I have a relatively complex data structure (for reasons I don’t want to go into here).
It is defined as
pub struct VecData<T>(Rc<RefCell<Rc<Vec<T>>>>);
What I am looking for is a way to implement the IntoIter and Iterator traits for this struct.
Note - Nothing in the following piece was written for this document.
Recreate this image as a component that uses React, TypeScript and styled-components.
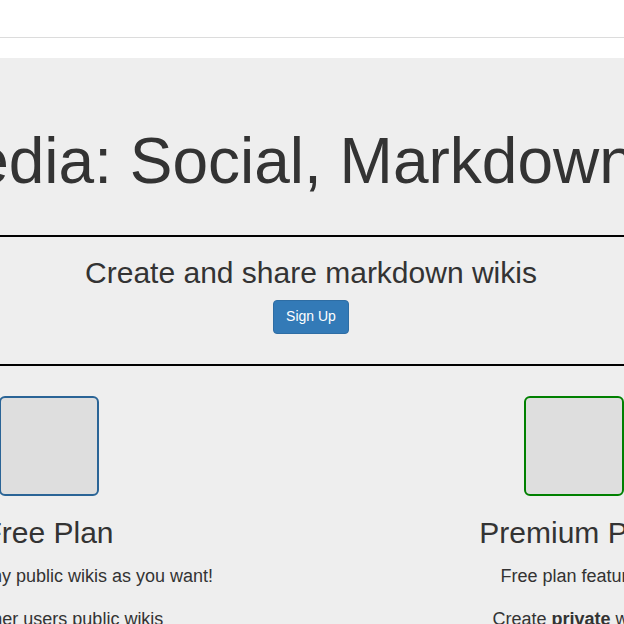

To be precise, I want to be able to iterate over the elements of type &T without cloning the inner Vec<T>.
>Solution :
You cannot do that, but you can come close, by yielding Ref<T> instead:
use std::cell::{Ref, RefCell};
use std::rc::Rc;
pub struct VecData<T>(Rc<RefCell<Rc<Vec<T>>>>);
impl<T> VecData<T> {
pub fn iter(&self) -> Iter<'_, T> {
Iter {
data: self.0.borrow(),
index: 0,
}
}
}
pub struct Iter<'a, T> {
data: Ref<'a, Rc<Vec<T>>>,
index: usize,
}
impl<'a, T> Iterator for Iter<'a, T> {
type Item = Ref<'a, T>;
fn next(&mut self) -> Option<Self::Item> {
if self.index >= self.data.len() {
return None;
}
let item = Ref::map(Ref::clone(&self.data), |data| &data[self.index]);
self.index += 1;
Some(item)
}
}
The reasoning you cannot do that is as follows: imagine you could do that, then you could create the iterator, extract the first item out of it then drop the iterator. Now you have a &T pointing to inside the Rc<Vec>, and no bookkeeping to inform the RefCell it is borrowed. Now you replace the inner Rc by borrow_mut()ing the RefCell. You got a dangling reference! Surely this has to be disallowed.